Dove found yesterday at 4 pm just sitting under my deck. My son just carried it in. It survived the night. It is in a fairly large carrier- mirror behind the food and water ( mixed seeds). It has a 1/2 log to perch on. Water is in a bowl- 2 inches deep. As soon as I set up the cage with the mirror behind the food he started to eat the seed. The feces is a dark green color and in a worm like spiral form. His eye is very swoolen and he doesn't blink out of that eye. I don't think he can see out of it. I washed it with some warm water and I put polysporin on it. This dove is a wild dove- lots come to my yard where I have lots of feeders. What are the chances of survival? What is the critical time to us to get passed. I know that I can't release a dove that is blind in one eye. We don't mind keeping the bird at all. My mom has a large cage for us if we need it. The room that the dove occupies is quiet and warm. What are my chances here and how can I improve the little guy or gal.


----------



## philodice (Sep 30, 2007)

Thank you for bringing in the dove.
First, perhaps a vet or rehaber in your area will see her and prescribe a medication. Some vets see wild animals for free.
In the meantime:
Keep her warm, possibly put a heating pad under a towel in the cage. Make sure she gets something internally to kill infection in the eye or it will get worse instead of better. If the dove lives out the week, and chances are good she will, I give her a high chance for survival. Doves and pigeons don't usually give up easily.
Keep that water sparkling clean, and put a shaving of garlic in it.


----------



## Charis (Feb 11, 2007)

Just to add that if the dove does indeed loose sight in that eye, you will not be able to release it. Also, if you do use a heating pad, be sure to set it no higher than low. Put it half under the kennel or cage so that if it gets too warm for the dove, he/she will be able to get away from the heat.


----------



## little bird (Aug 11, 2006)

*wild dove*

Just a word of warning ...just so you will be informed.....it is illegal to have a wild dove in your possession unless you are a licensed Rehabilator. That said..should anyone ask you...you found the bird ten minutes ago..OK??
If I found the bird I would do my best to help it also, rules be damned. However if you can get the bird to a rehabber, you probably should. Where are you located?


----------



## nature lover (Mar 13, 2008)

*wild dove with eye injury*

I am located in Toronto area. I have written the exam put forth by OWREN and the Ministry of Natural Resources to become a licenced rehabilitator. I should be getting my results soon- I'm sure that I passed. My husband and sister also wrote it as we want to open a rehabilitation centre just outside of Toronto. It is illegal to keep wildlife here and I am in contact with a lic. rehabber who is also giving me advice. The little one survived another night, I just finished cleaning the cage and arranged some pieces of nature inside (log- rock-branch) This is a very useful web-site-thanks for the info! If anyone asks "I just got the bird".


----------



## Pidgey (May 20, 2005)

Can you post a picture of the eye? It would be best to get the bird on a suitable antibiotic. If the swelling is "intraocular" (inside the orb of the eye), then the eye might need to be enucleated or eviscerated. If the swelling is periorbital, then he'll be a lot better off.
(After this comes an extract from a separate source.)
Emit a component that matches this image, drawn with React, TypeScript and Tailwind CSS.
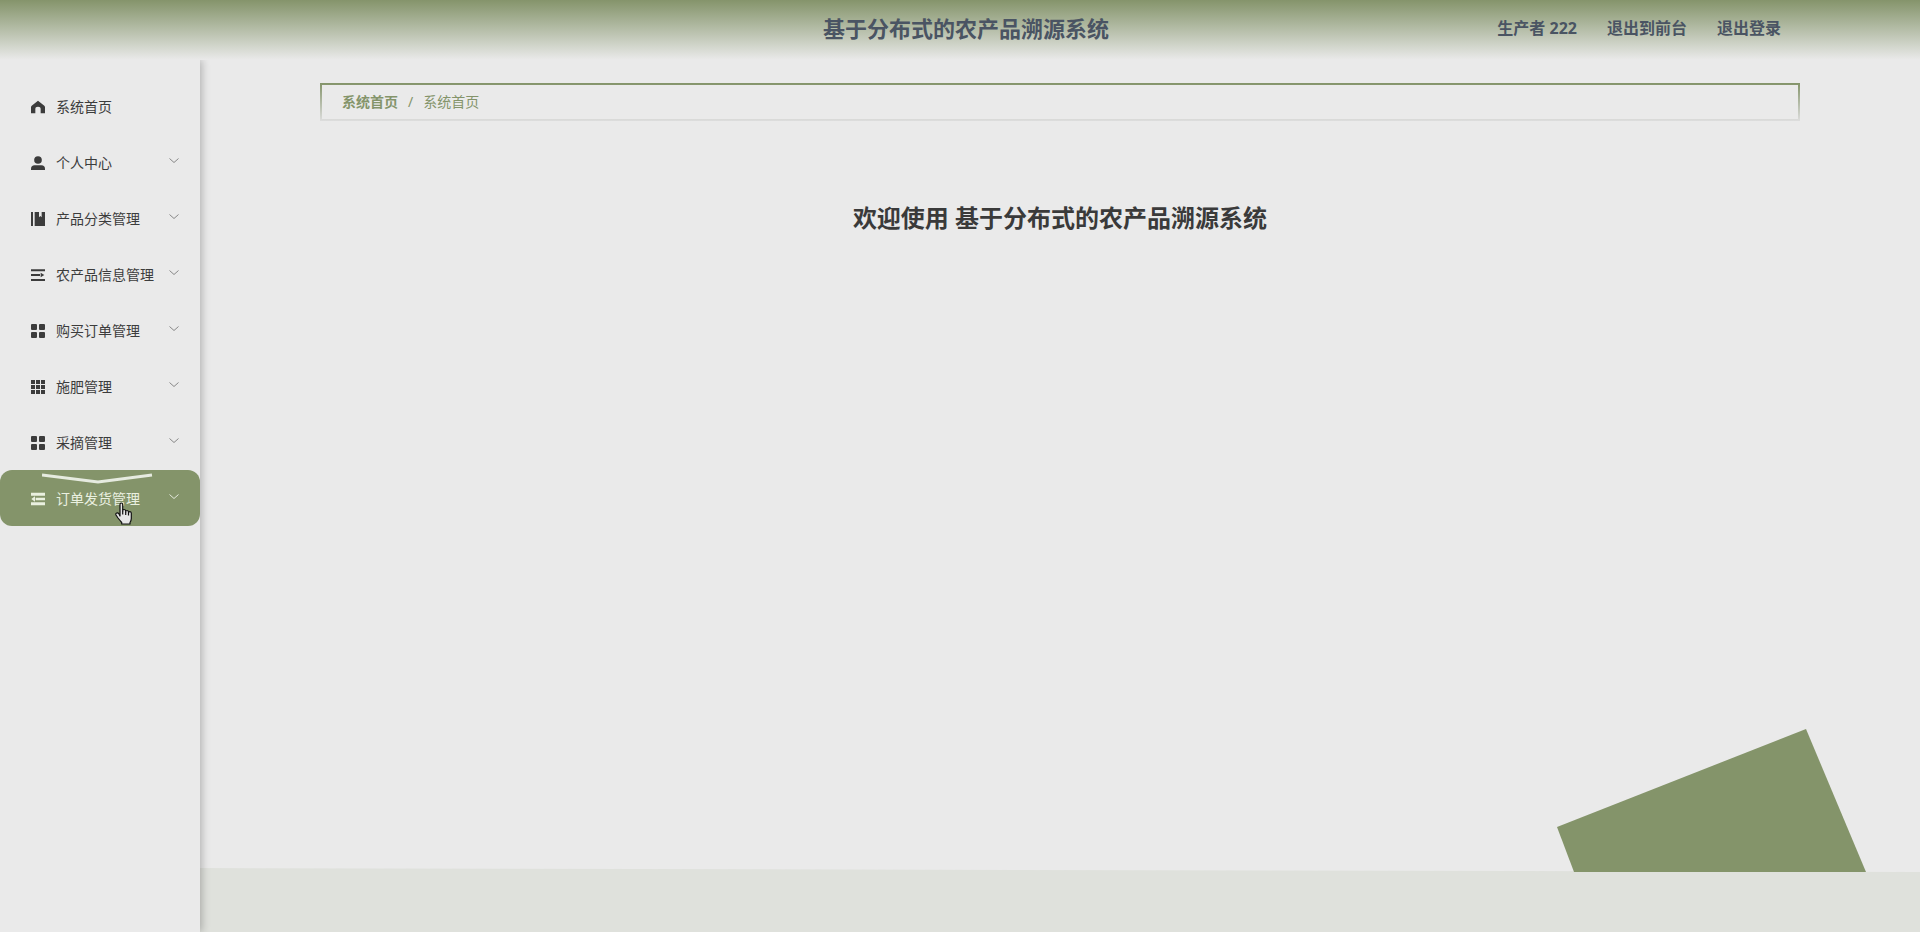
import React from "react";
import clsx from "clsx";

type IconName = "home" | "user" | "book" | "unfold" | "menu" | "grid" | "fold";

const iconShapes: Record<IconName, React.ReactNode> = {
  home: <path d="M21 2 40 17q2 2 2 4v19H29V27q0-7-8-7t-8 7v13H0V21q0-2 2-4Z" />,
  user: (
    <>
      <circle cx="21" cy="12" r="11.5" />
      <path d="M0 42v-3q0-11 11-11h20q11 0 11 11v3Z" />
    </>
  ),
  book: <path d="M0 0h6v42H0ZM11 0h13v16l4-4 4 4V0h10v42H11Z" />,
  unfold: <path d="M0 4h42v6H0ZM0 18h27v6H0ZM0 33h42v6H0ZM29 14l11 7-11 7Z" />,
  menu: (
    <>
      <rect width="18" height="18" rx="3" />
      <rect x="24" width="18" height="18" rx="3" />
      <rect y="24" width="18" height="18" rx="3" />
      <rect x="24" y="24" width="18" height="18" rx="3" />
    </>
  ),
  grid: (
    <path d="M0 0h12v12H0ZM15 0h12v12H15ZM30 0h12v12H30ZM0 15h12v12H0ZM15 15h12v12H15ZM30 15h12v12H30ZM0 30h12v12H0ZM15 30h12v12H15ZM30 30h12v12H30Z" />
  ),
  fold: <path d="M0 2h42v9H0ZM14 17h28v8H14ZM0 31h42v9H0ZM12 13v16L1 21Z" />,
};

const menuItems: {
  label: string;
  icon: IconName;
  expandable?: boolean;
  active?: boolean;
}[] = [
  { label: "系统首页", icon: "home" },
  { label: "个人中心", icon: "user", expandable: true },
  { label: "产品分类管理", icon: "book", expandable: true },
  { label: "农产品信息管理", icon: "unfold", expandable: true },
  { label: "购买订单管理", icon: "menu", expandable: true },
  { label: "施肥管理", icon: "grid", expandable: true },
  { label: "采摘管理", icon: "menu", expandable: true },
  { label: "订单发货管理", icon: "fold", expandable: true, active: true },
];

const HandCursor: React.FC = () => (
  <svg
    className="absolute left-[115px] top-8 w-[18px] h-[23px] pointer-events-none"
    viewBox="0 0 18 23"
    fill="#e6e6e6"
    stroke="#111111"
    strokeWidth="1.2"
    strokeLinejoin="round"
  >
    <path d="M5 14V2.500Q5 1 6.300 1T7.700 2.500V9q0-1.500 1.400-1.500T10.700 9v1q0-1.500 1.300-1.500T13.500 10v1q0-1.300 1.300-1.300T16.300 11v5.500q0 2-1.300 4V22H6.700v-1.500Q5 18.500 3 16L1 13q-.6-1.500.7-2T4 12Z" />
    <path d="M7.700 9v3.500M10.700 10v3M13.500 11v2.500" fill="none" />
  </svg>
);

const MenuItem: React.FC<(typeof menuItems)[number]> = ({
  label,
  icon,
  expandable,
  active,
}) => (
  <li className="relative">
    <button
      className={clsx(
        "flex items-center w-full h-14 pt-0.5 pl-[31px] pr-5 text-sm text-start",
        active ? "bg-[#84946a] text-[#eaf0e0] rounded-xl" : "text-[#3c3c3c]"
      )}
    >
      <svg
        className="w-[14px] h-[14px] mr-[11px] shrink-0"
        viewBox="0 0 42 42"
        fill="currentColor"
      >
        {iconShapes[icon]}
      </svg>
      <span className="flex-1 whitespace-nowrap">{label}</span>
      {expandable && (
        <svg
          className={clsx(
            "w-3 h-3 mb-1 shrink-0",
            active ? "text-[#e4e9dc]" : "text-[#888888]"
          )}
          viewBox="0 0 12 12"
          fill="none"
          stroke="currentColor"
        >
          <path d="m1.500 3.500 4.500 4 4.500-4" />
        </svg>
      )}
    </button>
    {active && (
      <>
        <svg
          className="absolute left-[42px] top-[3px] w-[111px] h-[11px] pointer-events-none"
          viewBox="0 0 111 11"
          fill="none"
          stroke="#e6ebe0"
          strokeWidth="3"
        >
          <path d="m0 2 56 7 54-7" />
        </svg>
        <HandCursor />
      </>
    )}
  </li>
);

const Header: React.FC = () => (
  <header className="grid grid-cols-[1fr_auto_1fr] items-center h-[60px] pb-1 bg-linear-to-b from-[#85946b] to-[#eaeaea] text-[#4a5463] font-bold">
    <div />
    <h1 className="pl-3 text-[22px] leading-8 whitespace-nowrap">
      基于分布式的农产品溯源系统
    </h1>
    <div className="flex justify-end gap-[30px] pr-[139px] whitespace-nowrap">
      <span>生产者 222</span>
      <a href="#front">退出到前台</a>
      <a href="#logout">退出登录</a>
    </div>
  </header>
);

const Breadcrumb: React.FC = () => (
  <nav className="flex items-center h-[38px] px-5 gap-2.5 border-2 [border-image:linear-gradient(to_bottom,#84946a,#dddddd)_2] text-sm text-[#84946a]">
    <a href="#home" className="font-bold">
      系统首页
    </a>
    <span>/</span>
    <span>系统首页</span>
  </nav>
);

const Landscape: React.FC = () => (
  <div className="relative mt-auto">
    <svg
      className="absolute right-[54px] bottom-[60px] w-[309px] h-[143px]"
      viewBox="0 0 309 143"
      fill="#84946a"
    >
      <path d="M0 98 249 0 309 143H17Z" />
    </svg>
    <svg
      className="block w-full h-16"
      viewBox="0 0 1720 64"
      preserveAspectRatio="none"
      fill="#dfe1dc"
    >
      <path d="M0 0 1720 4V64H0Z" />
    </svg>
  </div>
);

export default function App() {
  return (
    <div className="flex flex-col min-h-screen bg-[#eaeaea] font-['Noto_Sans','Noto_Sans_CJK_SC',sans-serif]">
      <Header />
      <div className="flex flex-1">
        <aside className="relative z-10 w-[200px] shrink-0 pt-[18px] bg-[#eaeaea] shadow-[2px_0_8px_rgba(0,0,0,0.24)] [clip-path:inset(0_-16px_0_0)]">
          <ul>
            {menuItems.map((item) => (
              <MenuItem key={item.label} {...item} />
            ))}
          </ul>
        </aside>
        <main className="flex flex-col flex-1 min-w-0">
          <div className="px-[120px] pt-[23px]">
            <Breadcrumb />
            <h2 className="mt-[81px] text-center text-2xl font-bold text-[#3a3a3a]">
              欢迎使用 基于分布式的农产品溯源系统
            </h2>
          </div>
          <Landscape />
        </main>
      </div>
    </div>
  );
}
Can you post a picture of the bird?

Pidgey


----------



## Pidgey (May 20, 2005)

You might also go read this one:

http://www.pigeons.biz/forums/showthread.php?t=10825

...at least the first part, which would concern your case the most.

Pidgey


----------



## Charis (Feb 11, 2007)

nature lover said:


> I am located in Toronto area. I have written the exam put forth by OWREN and the Ministry of Natural Resources to become a licenced rehabilitator. I should be getting my results soon- I'm sure that I passed. My husband and sister also wrote it as we want to open a rehabilitation centre just outside of Toronto. It is illegal to keep wildlife here and I am in contact with a lic. rehabber who is also giving me advice. The little one survived another night, I just finished cleaning the cage and arranged some pieces of nature inside (log- rock-branch) This is a very useful web-site-thanks for the info! If anyone asks "I just got the bird".


That's great news...all of it.


----------